By Jay Peters, a news editor who writes about technology, video games, and virtual worlds. He’s submitted several accepted emoji proposals to the Unicode Consortium.
Meta’s Horizon Worlds 3D social platform is starting to roll out on the web and mobile, and it generally works a lot better outside of VR than I expected — though I wish there were more to do.
Until recently, Horizon Worlds has only been available on Meta’s Quest VR headsets. In VR, the app lets you explore a wide range of virtual experiences, including games, social spots, and giant 2D screens of concerts from huge music stars. It doesn’t have anywhere close to the breadth of worlds on metaverse platforms like Roblox or Fortnite, and many Horizon Worlds experiences only have double- or single-digit numbers of players at any given time. But you can see the nascent beginnings of some kind of social network for 3D spaces.

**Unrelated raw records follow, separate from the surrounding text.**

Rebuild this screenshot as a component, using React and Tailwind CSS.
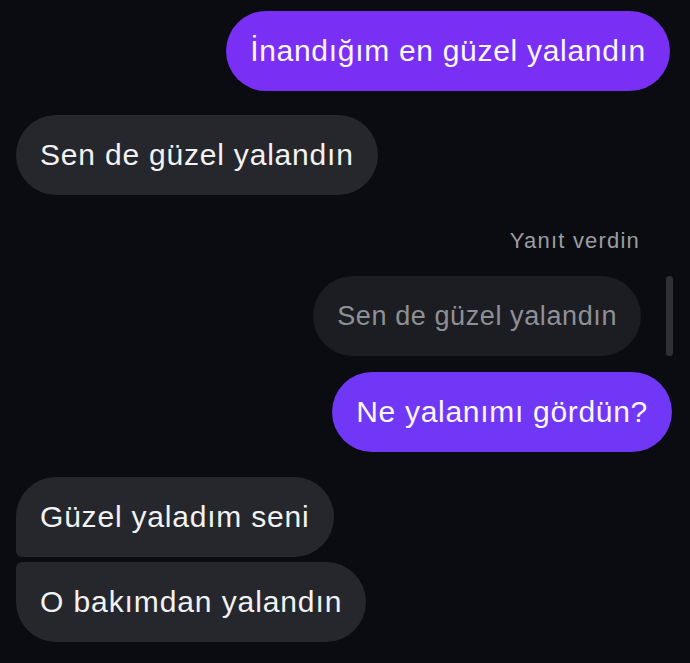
import React from "react";

const font = { fontFamily: "'Liberation Sans', Arial, sans-serif" };

const App = () => {
    return (
        <div className="w-[690px] h-[663px] bg-[#0b0c11] overflow-hidden pt-[11px] px-4 flex flex-col" style={font}>
            {/* outgoing */}
            <div className="flex justify-end pr-[4px]">
                <div className="bg-[#7a2ff5] text-[#fbf7ff] text-[30px] leading-[36px] tracking-[0.7px] px-6 py-[22px] rounded-full whitespace-nowrap">
                    İnandığım en güzel yalandın
                </div>
            </div>

            {/* incoming */}
            <div className="flex justify-start mt-[24px]">
                <div className="bg-[#26272c] text-[#f2f2f4] text-[30px] leading-[36px] tracking-[0.8px] px-6 py-[22px] rounded-full whitespace-nowrap">
                    Sen de güzel yalandın
                </div>
            </div>

            {/* reply section */}
            <div className="flex justify-end mt-[33px] pr-[34px]">
                <span className="text-[#9c9da2] text-[22px] leading-[26px] tracking-[1.2px]">Yanıt verdin</span>
            </div>
            <div className="flex justify-end items-center gap-[25px] mt-[22px] pr-[1px]">
                <div className="bg-[#1c1d22] text-[#8f9095] text-[27px] leading-[36px] tracking-[0.6px] px-6 py-[22px] rounded-full whitespace-nowrap">
                    Sen de güzel yalandın
                </div>
                <div className="w-[7px] h-[80px] rounded-full bg-[#2f3036]"></div>
            </div>
            <div className="flex justify-end mt-[16px] pr-[2px]">
                <div className="bg-[#7137f6] text-[#fbf7ff] text-[30px] leading-[36px] tracking-[0.7px] px-6 py-[22px] rounded-full whitespace-nowrap">
                    Ne yalanımı gördün?
                </div>
            </div>

            {/* incoming group */}
            <div className="flex flex-col items-start gap-[5px] mt-[25px]">
                <div className="bg-[#26272c] text-[#f2f2f4] text-[30px] leading-[36px] tracking-[0.8px] px-6 py-[22px] rounded-l-[6px] rounded-tl-[40px] rounded-r-[40px] whitespace-nowrap">
                    Güzel yaladım seni
                </div>
                <div className="bg-[#26272c] text-[#f2f2f4] text-[30px] leading-[36px] tracking-[0.9px] px-6 py-[22px] rounded-l-[6px] rounded-bl-[40px] rounded-r-[40px] whitespace-nowrap">
                    O bakımdan yalandın
                </div>
            </div>
        </div>
    );
};

export default App;
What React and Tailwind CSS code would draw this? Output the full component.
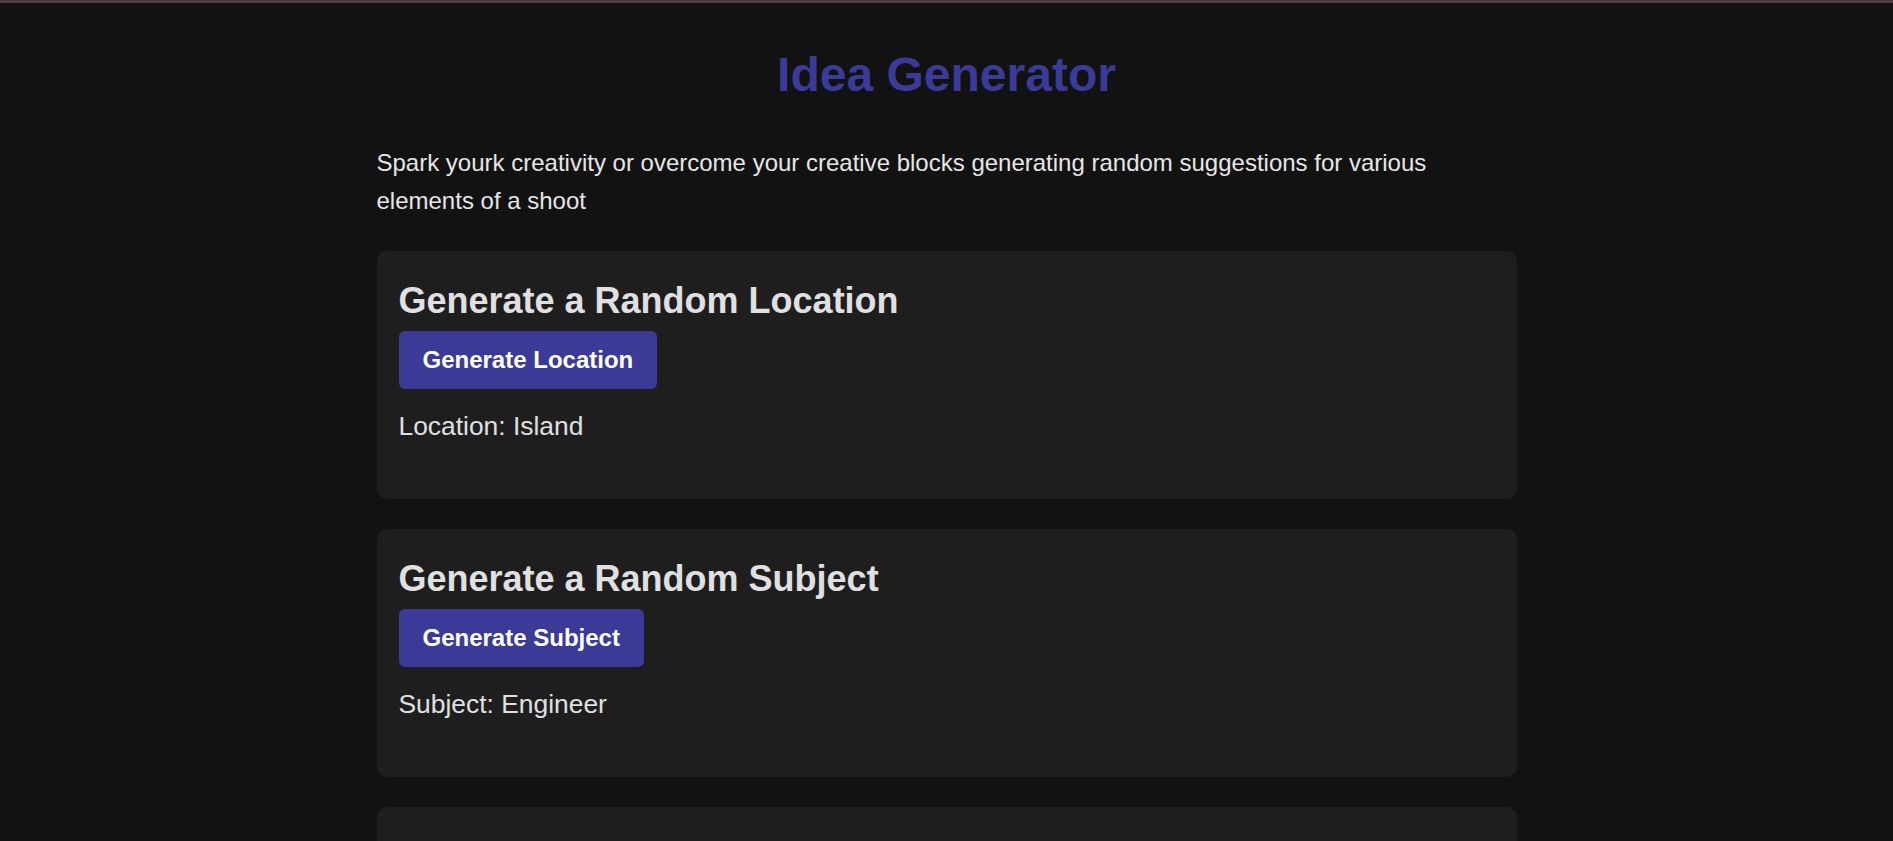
const sections = [
  { title: 'Generate a Random Location', button: 'Generate Location', label: 'Location', value: 'Island' },
  { title: 'Generate a Random Subject', button: 'Generate Subject', label: 'Subject', value: 'Engineer' },
  { title: 'Generate a Random Mood', button: 'Generate Mood', label: 'Mood', value: 'Calm' },
];

function GeneratorCard({ title, button, label, value }) {
  return (
    <div className="bg-[#1e1e1e] rounded-[10px] px-[22px] pt-[29px] h-[248px] shrink-0">
      <h2 className="text-[36px] leading-[42px] font-bold text-[#e0e0e0]">{title}</h2>
      <button className="mt-[9px] h-[58px] px-6 rounded-[6px] bg-[#3b3b97] text-white text-[24px] font-bold">
        {button}
      </button>
      <p className="mt-[22px] text-[26.4px] leading-[30px] text-[#e0e0e0]">
        {label}: {value}
      </p>
    </div>
  );
}

export default function App() {
  return (
    <div className="min-h-screen h-[841px] overflow-hidden bg-[#121212] font-['Liberation_Sans',Arial,sans-serif]">
      <div className="h-[3px] bg-[#4d3a45]" />
      <div className="w-[1140px] mx-auto flex flex-col">
        <h1 className="mt-[44px] text-[48px] leading-[55px] font-bold text-center text-[#3a3a98]">
          Idea Generator
        </h1>
        <p className="mt-[42px] text-[24px] leading-[38.4px] text-[#e6e6e6]">
          Spark yourk creativity or overcome your creative blocks generating random suggestions for various elements of a shoot
        </p>
        <div className="mt-[30px] flex flex-col gap-[30px]">
          {sections.map((s) => (
            <GeneratorCard key={s.label} {...s} />
          ))}
        </div>
      </div>
    </div>
  );
}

The thing is, visiting Horizon Worlds in VR is just a big hassle. I have to dig out the Quest headset and controllers from the drawer near my desk, cross my fingers that they have enough battery power to work, and maybe wait for the device to install a Horizon Worlds update before I can actually get to the app. By the time I’ve gotten it up and running, I’ve often already lost interest in checking out whatever I wanted to see.
Horizon Worlds on the web and mobile, on the other hand, has the promise of being much less of a hassle by nature of being on devices I’m already regularly using. So when I recently got an email telling me I had early access to the web and mobile versions of the app, I was eager to see how the experience might differ from VR.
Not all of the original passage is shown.